O entrelaçamento indissolúvel de fé e caridade

A existência cristã consiste
num contínuo subir ao monte do encontro com Deus e depois voltar a descer,
trazendo o amor e a força que daí derivam, para servir os nossos irmãos e irmãs
com o próprio amor de Deus. Na Sagrada Escritura, vemos como o zelo dos
Apóstolos pelo anúncio do Evangelho, que suscita a fé, está estreitamente ligado
com a amorosa solicitude pelo serviço dos pobres (cf. At 6, 1-4). Na Igreja,
devem coexistir e integrar-se contemplação e ação, de certa forma simbolizadas
nas figuras evangélicas das irmãs Maria e Marta (cf. Lc 10, 38-42). A prioridade
cabe sempre à relação com Deus, e a verdadeira partilha evangélica deve
radicar-se na fé (cf. Catequese na Audiência geral de 25 de Abril de 2012). De
fato, por vezes tende-se a circunscrever a palavra «caridade» à solidariedade
ou à mera ajuda humanitária; é importante recordar, ao invés, que a maior obra
de caridade é precisamente a evangelização, ou seja, o «serviço da Palavra». Não
há ação mais benéfica e, por conseguinte, caritativa com o próximo do que
repartir-lhe o pão da Palavra de Deus, fazê-lo participante da Boa Nova do
Evangelho, introduzi-lo no relacionamento com Deus: a evangelização é a promoção
mais alta e integral da pessoa humana. Como escreveu o Servo de Deus Papa Paulo
VI, na Encíclica Populorum progressio, o anúncio de Cristo é o primeiro e
principal fator de desenvolvimento (cf. n. 16). A verdade primordial do amor de
Deus por nós, vivida e anunciada, é que abre a nossa existência ao acolhimento
deste amor e torna possível o desenvolvimento integral da humanidade e de cada
homem (cf. Enc. Caritas in veritate, 8).
Essencialmente, tudo parte do
Amor e tende para o Amor. O amor gratuito de Deus é-nos dado a conhecer por meio
do anúncio do Evangelho. Se o acolhermos com fé, recebemos aquele primeiro e
indispensável contato com o divino que é capaz de nos fazer «enamorar do Amor»,
para depois habitar e crescer neste Amor e comunicá-lo com alegria aos
outros.
A propósito da relação entre
fé e obras de caridade, há um texto na Carta de São Paulo aos Efésios que a
resume talvez do melhor modo: «É pela graça que estais salvos, por meio da fé. E
isto não vem de vós; é dom de Deus; não vem das obras, para que ninguém se
glorie. Porque nós fomos feitos por Ele, criados em Cristo Jesus, para vivermos
na prática das boas ações que Deus de antemão preparou para nelas caminharmos»

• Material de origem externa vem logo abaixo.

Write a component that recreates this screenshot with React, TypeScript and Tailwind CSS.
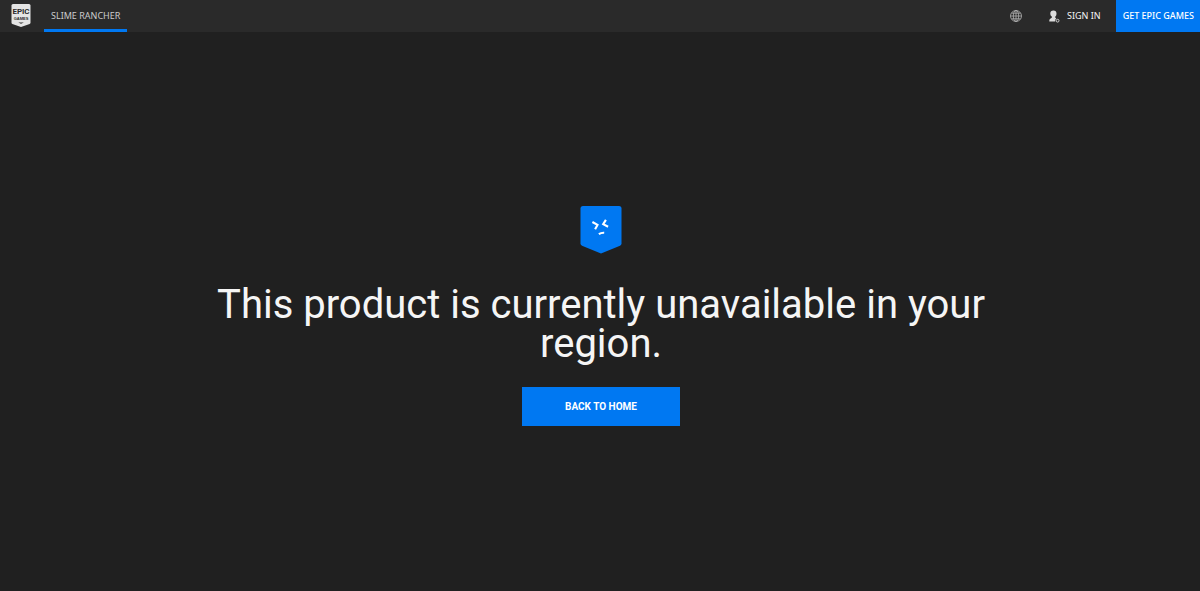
import type { ReactNode } from "react";

function EpicLogo() {
  return (
    <svg width="20" height="24" viewBox="0 0 20 24" aria-label="Epic Games" role="img">
      <path d="M2 1h16q1.500 0 1.500 1.500v17.300q0 .9-.9 1.300L10 24l-8.600-2.900q-.9-.4-.9-1.300V2.500Q.5 1 2 1z" fill="#e4e4e4" />
      <text x="10" y="11" textAnchor="middle" fill="#2a2a2a" className="font-['Roboto',sans-serif] text-[8px] font-bold">
        EPIC
      </text>
      <text x="10" y="17" textAnchor="middle" fill="#2a2a2a" className="font-['Liberation_Sans',sans-serif] text-[4px] font-bold">
        GAMES
      </text>
      <path d="M7.300 19.400h5.600L10 20.700z" fill="#2a2a2a" />
    </svg>
  );
}

function GlobeIcon() {
  return (
    <svg width="12" height="12" viewBox="0 0 12 12" fill="none" stroke="#b4b4b4" strokeWidth=".8" aria-hidden="true">
      <circle cx="6" cy="6" r="5.500" />
      <ellipse cx="6" cy="6" rx="2.700" ry="5.500" />
      <path d="M6 .5v11M.5 6h11M1.500 3.200h9M1.500 8.800h9" />
    </svg>
  );
}

function UserIcon() {
  return (
    <svg width="11" height="13" viewBox="0 0 11 13" aria-hidden="true">
      <path d="M4.400.5c2.100 0 3.100 1.200 3.100 3 0 1.500-.5 2.500-1.200 3.100v1.200l1 .6A2.800 2.800 0 0 0 6.300 11.500H.3c0-1.800.3-2.600 1.300-3l1.200-.7V6.600C1.900 6 1.300 5 1.300 3.500c0-1.800 1.100-3 3.100-3z" fill="#dcdcdc" />
      <circle cx="8.600" cy="10.700" r="1.400" fill="none" stroke="#cfcfcf" strokeWidth="1" />
    </svg>
  );
}

function SadShield() {
  return (
    <svg width="42" height="48" viewBox="0 0 42 48" aria-hidden="true">
      <path d="M3 0h36q2.500 0 2.500 2.500v35q0 1.500-1.500 2.200L21 47.500 2 39.700Q.5 39 .5 37.500v-35Q.5 0 3 0z" fill="#0078f2" />
      <g fill="none" stroke="#fff" strokeWidth="2.100">
        <path d="M12.400 16l5.100 2.900-2.400 4.300" />
        <path d="M25.900 13.900l-2.700 4.300 4.900 2.600" />
        <path d="M18.900 28.200q2.200-1.700 5.300-1.500" />
      </g>
    </svg>
  );
}

function NavLink({ children }: { children: ReactNode }) {
  return (
    <a href="#" className="flex items-center border-y-3 border-t-transparent border-b-[#0078f2] px-[7px] text-[#cccccc]">
      {children}
    </a>
  );
}

export default function App() {
  return (
    <div className="flex min-h-screen flex-col bg-[#202020] font-['Noto_Sans',sans-serif] text-[#f5f5f5]">
      <header className="flex h-8 items-stretch bg-[#2a2a2a] text-[9px] uppercase">
        <a href="#" className="flex w-11 items-center pb-0.5 pl-[11px]">
          <EpicLogo />
        </a>
        <nav className="flex">
          <NavLink>Slime Rancher</NavLink>
        </nav>
        <div className="ml-auto flex items-stretch">
          <button type="button" aria-label="Language" className="mr-[27px] flex items-center">
            <GlobeIcon />
          </button>
          <a href="#" className="mr-[15px] flex items-center gap-[7px]">
            <UserIcon />
            Sign in
          </a>
          <a href="#" className="flex items-center justify-center bg-[#0078f2] pr-[6px] pl-[7px] font-medium text-white">
            Get Epic Games
          </a>
        </div>
      </header>

      <main className="flex grow flex-col items-center justify-center pt-[9px] pr-4 pl-[18px] font-['Roboto',sans-serif]">
        <SadShield />
        <h1 className="mt-[31px] max-w-[800px] text-center text-[40px] leading-[39px]">
          This product is currently unavailable in your region.
        </h1>
        <a
          href="#"
          className="mt-6 flex h-[39px] w-[158px] items-center justify-center bg-[#0078f2] text-[10px] font-bold uppercase text-white"
        >
          Back to home
        </a>
      </main>
    </div>
  );
}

(2, 8-10). Daqui se deduz que toda a iniciativa salvífica vem de Deus, da sua
graça, do seu perdão acolhido na fé; mas tal iniciativa, longe de limitar a
nossa liberdade e responsabilidade, torna-as mais autênticas e orienta-as para
as obras da caridade. Estas não são fruto principalmente do esforço humano, de
que vangloriar-se, mas nascem da própria fé, brotam da graça que Deus oferece em
abundância. Uma fé sem obras é como uma árvore sem frutos: estas duas virtudes
implicam-se mutuamente. A Quaresma, com as indicações que dá tradicionalmente
para a vida cristã, convida-nos precisamente a alimentar a fé com uma escuta
mais atenta e prolongada da Palavra de Deus e a participação nos Sacramentos e,
ao mesmo tempo, a crescer na caridade, no amor a Deus e ao próximo, nomeadamente
através do jejum, da penitência e da esmola.